While I initially balked at spending that much to do what the sun does for FREE, upping my propagation game was the best win of the year. The equipment paid for itself after two markets and hopefully, I'll be able to use it for years to come.


WIN: Digging into Dirt


Dirt, soil, substrate, medium, whatever you want to call it, the stuff you grow your plants in matters. Kinda. My experience has taught me that you can get a plant or seed to grow in just about anything. I mean, if you walk on my paved driveway, there are Seussian Truffula trees coming up out of the dang cracks in the concrete. Plants can and will grow in pretty much in anything. However, if you need consistent results and if you want to make it easier on yourself, tweak your soil to your situation.
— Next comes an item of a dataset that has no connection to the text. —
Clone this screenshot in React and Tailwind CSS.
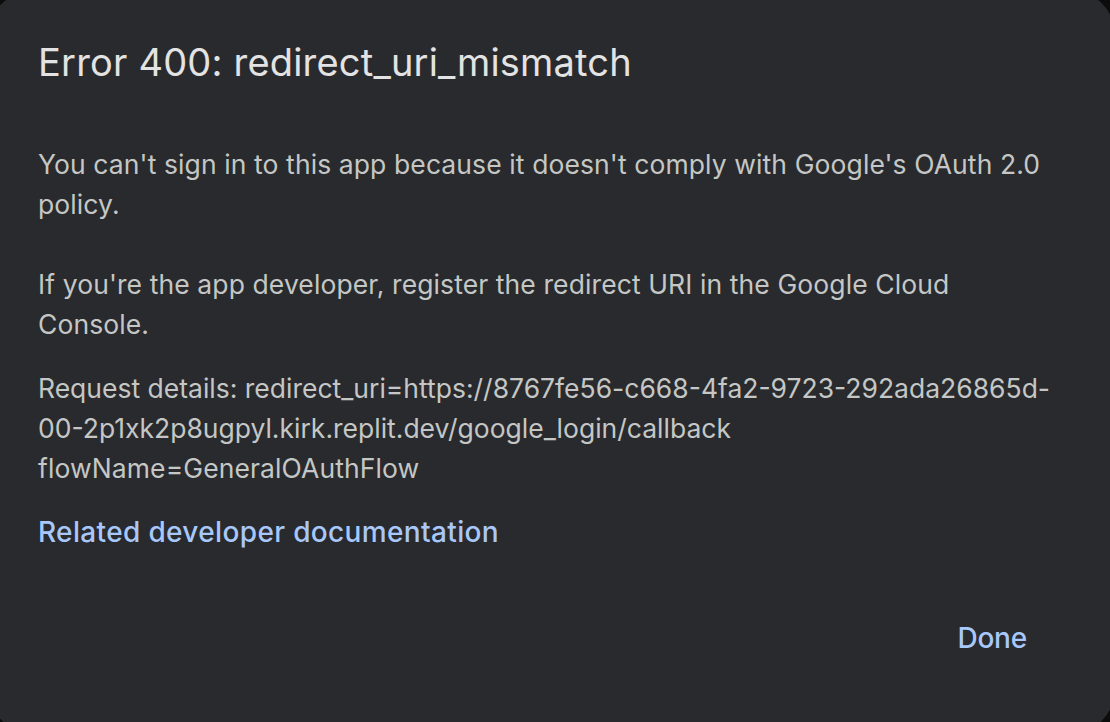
export default function App() {
  return (
    <div className="h-[722px] w-[1110px] overflow-hidden bg-[#0c0c0c]" style={{ fontFamily: 'Inter, "Noto Sans", sans-serif' }}>
      <div className="ml-[-10px] mt-[-8px] h-[740px] w-[1124px] rounded-[40px] bg-[#292a2d] pl-[48px] pr-[64px] pt-[46px]">
        <h1 className="text-[38px] leading-[48px] tracking-[0.2px] text-[#e3e3e3]">Error 400: redirect_uri_mismatch</h1>

        <div className="mt-[58px] text-[26.5px] leading-[40px] tracking-[0.1px] text-[#c4c7c5]">
          <p>You can't sign in to this app because it doesn't comply with Google's OAuth 2.0 policy.</p>
          <p className="mt-[40px]">If you're the app developer, register the redirect URI in the Google Cloud Console.</p>
          <p className="mt-[24px] whitespace-nowrap tracking-normal">
            Request details: redirect_uri=https://8767fe56-c668-4fa2-9723-292ada26865d-
            <br />
            00-2p1xk2p8ugpyl.kirk.replit.dev/google_login/callback
          </p>
          <p>flowName=GeneralOAuthFlow</p>
        </div>

        <a className="mt-[24px] block text-[28px] leading-[40px] font-medium tracking-[0.35px] text-[#a8c7fa]">Related developer documentation</a>

        <div className="mt-[66px] flex justify-end pr-[23px]">
          <button className="text-[28px] leading-[40px] font-medium tracking-[-0.2px] text-[#a8c7fa]">Done</button>
        </div>
      </div>
    </div>
  );
}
After many many trials and tweaks, I got a feel for the optimum (for me) texture. For germination, I made my own seed starting mix of worm castings, perlite, and coco coir (or sustainably sourced peat, so calm down about it). You want something that drains well and is light for the bebe plantlings. For potting up I use Fox Farms potting soil and compost. It is more expensive and harder to find where I live, but the best for my purposes. Fox Farms didn't give me any free stuff, I just use the heck out of it. The Salamander Soil it my favorite, but they are all great. The proof is in the roots and my roots were poppin' this year.
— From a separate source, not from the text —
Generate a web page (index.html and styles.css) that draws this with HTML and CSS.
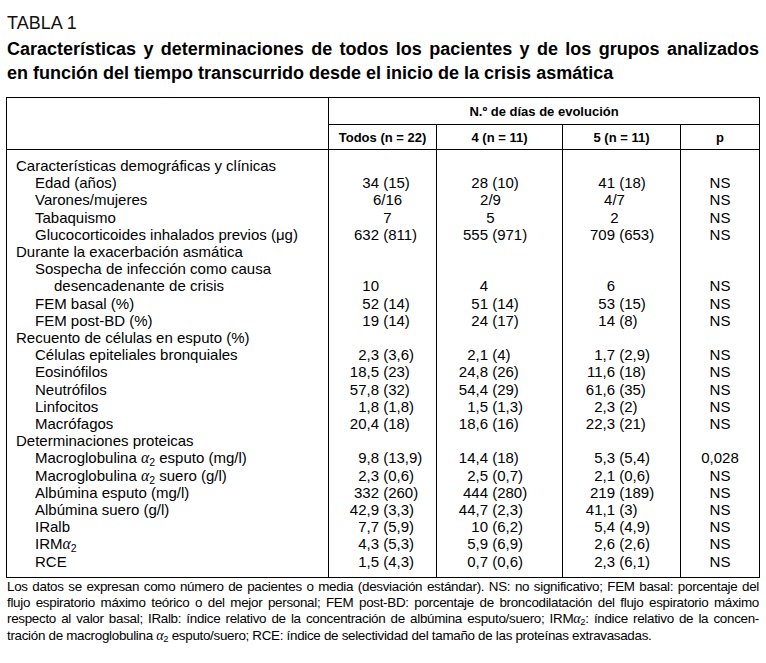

Houseplants and succulents have their own (different) soil needs which I will save for another post. Suffice to say, this was the first year that I really experimented and paid attention to the results in my soil trials. Mixing your own substrates will save you money and will help you understand your plants better, plus it's just fun. I like playing in the dirt and you will develop a textural feel for the Goldilocks "just right." I hate Miracle Gro and it is my least favorite choice for everything. Recap: Fox Farms, please send me free stuff. Miracle Gro, suck it, you're the worst. But don't sue me, please.


WIN: Sustainability


Sustainability is like, my thing. It's my north star for this whole operation and I hope I can improve on it every year. I used 0 chemicals or artificial fertilizers and I only made one bag of garden trash...for the whole year. That trash was mostly the plastic bags that potting mix, manure, and worm castings come in as well as plastic pots/nursery containers too banged up to use again. If anyone has a way to repurpose potting mix bags, let me know! But for a whole year, I think that's pretty good. I still think people should be charged for how much trash they have picked up. Why should I pay the same amount as someone down the street who throws out 10x what I do every week? But I digress.
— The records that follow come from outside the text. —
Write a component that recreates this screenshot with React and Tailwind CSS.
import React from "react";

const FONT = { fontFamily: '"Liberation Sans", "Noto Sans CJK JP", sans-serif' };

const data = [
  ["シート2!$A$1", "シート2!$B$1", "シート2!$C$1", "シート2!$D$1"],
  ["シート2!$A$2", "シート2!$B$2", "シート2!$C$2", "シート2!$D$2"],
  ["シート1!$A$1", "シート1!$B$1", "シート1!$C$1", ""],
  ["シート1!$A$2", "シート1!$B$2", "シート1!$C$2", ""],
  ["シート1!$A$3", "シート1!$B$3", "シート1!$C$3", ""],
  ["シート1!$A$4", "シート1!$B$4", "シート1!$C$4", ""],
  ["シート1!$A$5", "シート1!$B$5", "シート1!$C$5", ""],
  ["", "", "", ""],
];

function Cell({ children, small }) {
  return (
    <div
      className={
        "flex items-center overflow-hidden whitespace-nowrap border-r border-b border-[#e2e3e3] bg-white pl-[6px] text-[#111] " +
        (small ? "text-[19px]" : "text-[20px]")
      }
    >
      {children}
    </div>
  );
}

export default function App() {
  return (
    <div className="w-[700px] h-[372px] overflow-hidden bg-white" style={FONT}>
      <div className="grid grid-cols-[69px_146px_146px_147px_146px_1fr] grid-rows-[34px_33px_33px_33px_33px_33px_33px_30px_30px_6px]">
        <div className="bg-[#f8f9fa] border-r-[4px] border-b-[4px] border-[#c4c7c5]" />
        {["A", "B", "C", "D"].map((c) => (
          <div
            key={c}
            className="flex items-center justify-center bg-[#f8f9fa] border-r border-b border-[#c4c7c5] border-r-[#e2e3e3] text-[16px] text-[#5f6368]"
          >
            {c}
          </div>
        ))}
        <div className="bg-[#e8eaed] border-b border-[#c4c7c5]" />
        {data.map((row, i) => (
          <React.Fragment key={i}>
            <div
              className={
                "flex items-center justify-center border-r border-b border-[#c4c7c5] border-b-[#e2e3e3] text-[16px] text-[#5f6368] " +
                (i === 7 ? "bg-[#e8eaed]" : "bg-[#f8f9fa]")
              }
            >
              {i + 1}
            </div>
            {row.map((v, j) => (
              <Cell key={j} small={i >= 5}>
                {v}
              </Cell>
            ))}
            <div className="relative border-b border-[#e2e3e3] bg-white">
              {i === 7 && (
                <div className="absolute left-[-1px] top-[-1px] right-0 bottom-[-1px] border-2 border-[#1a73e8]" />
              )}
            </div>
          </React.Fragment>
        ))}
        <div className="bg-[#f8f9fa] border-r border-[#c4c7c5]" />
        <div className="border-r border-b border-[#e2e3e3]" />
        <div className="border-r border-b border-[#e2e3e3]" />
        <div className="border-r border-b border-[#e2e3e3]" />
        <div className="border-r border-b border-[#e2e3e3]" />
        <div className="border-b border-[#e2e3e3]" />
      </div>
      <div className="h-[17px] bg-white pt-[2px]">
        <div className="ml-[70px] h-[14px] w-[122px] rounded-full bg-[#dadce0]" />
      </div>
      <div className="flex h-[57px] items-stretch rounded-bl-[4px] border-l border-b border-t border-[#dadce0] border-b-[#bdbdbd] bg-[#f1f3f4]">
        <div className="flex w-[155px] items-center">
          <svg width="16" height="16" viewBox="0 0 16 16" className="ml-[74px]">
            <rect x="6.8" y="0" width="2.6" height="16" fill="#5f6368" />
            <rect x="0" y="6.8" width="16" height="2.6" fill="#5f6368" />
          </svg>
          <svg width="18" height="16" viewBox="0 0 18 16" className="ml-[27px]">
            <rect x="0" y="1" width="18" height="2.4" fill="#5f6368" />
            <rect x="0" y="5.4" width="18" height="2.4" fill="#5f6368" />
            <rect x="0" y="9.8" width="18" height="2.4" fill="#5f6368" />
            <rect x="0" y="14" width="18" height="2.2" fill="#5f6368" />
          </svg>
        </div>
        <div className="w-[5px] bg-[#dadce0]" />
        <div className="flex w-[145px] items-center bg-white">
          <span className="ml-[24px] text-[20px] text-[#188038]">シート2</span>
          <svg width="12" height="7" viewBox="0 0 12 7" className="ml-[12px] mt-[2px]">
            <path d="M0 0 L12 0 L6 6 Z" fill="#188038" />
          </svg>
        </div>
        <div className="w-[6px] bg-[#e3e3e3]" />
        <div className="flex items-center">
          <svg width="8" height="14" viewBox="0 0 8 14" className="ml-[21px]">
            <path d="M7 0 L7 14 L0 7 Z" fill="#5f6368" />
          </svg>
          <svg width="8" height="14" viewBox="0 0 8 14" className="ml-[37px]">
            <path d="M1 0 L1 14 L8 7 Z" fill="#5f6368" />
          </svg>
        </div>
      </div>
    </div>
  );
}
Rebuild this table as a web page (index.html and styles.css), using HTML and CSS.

WIN: Animal Husbandry Badge


Gardening is a gateway drug to birds. Don't ask me why, but every gardener I have ever met either gets into elaborate one-sided relationships with feral birds or else they start bringing home domesticated ones. I do both. There are some neighborhood birds I watch with all the intensity of a telenovela. I also saved and raised 8 adorable bantam chickens and 1 turkey. I nursed the little cuties through pasty butt, which is a real thing. I used a tent as a brooder and built them a house and a run. Little did I know that I was building a frat house and not a hen house because most of my chickens turned out to be roosters. That is also another story.


Regardless, I introduced chimkins to my homestead and now have two bunnies as composting machines. When my daughter came to visit, I had a tent full of birds in the bunny room, the living room was glowing like an extraterrestrial vessel from all the grow lights, a rescue pup I was fostering was destroying everything in sight while my senior dog hid in the bathroom, and a feral kitten I brought home was doing Jimmy "Superfly" Snooka leaps from the couch to my jugular. I had to attach a pencil to the tiny kitten with a soft hair scrunchie so she didn't squeeze through the bun gate and chase the buns around.


"Mom, this is too much going on," my daughter said, taking me by the shoulders.


She was right, but as Scoutmaster of this one woman troop, I am awarding myself highest merits for chicken chasing and bunny wrangling. Sidenote: in the picture below, turkey is recuperating from getting knocked down and having her tail feathers yanked out by the foster pup. She was watching Lion King and she recovered quickly. The rescue pup is now getting trained by the VA to be a service dog for her combat veteran dad; she's living her best life!




WIN: The Grass is Always Greener


Except at my house. The grass is never greener at my house because I don't water it, I never fertilize it, and I barely cut it. The bottom line is mowing sucks so I just decided to not do it anymore. I mowed four times all year and I regret nothing. Yes, my place looked abandoned and I had to spot my dog from his tail sticking up in the high grass, but it really wasn't THAT big of a deal.


Did you know that almost 50% of water used residentially is for lawns? Stupid GRASS that you can't even eat? So this victory was more of a mental one, because "lawn" is a mentality and expectation, and those are much harder to break than habits. I just decided that I wasn't going to be stressed about it and put a plan into place to transition to 100% no-mow landscaping over the next 5 years.


The biggest win of the year was just sticking with it. If you need convincing that lawns are stupid, try reading The Lawn: A History of American Obsession. But if you like mowing after a nice long day at work or paying someone so that strangers will like you better, do your thing.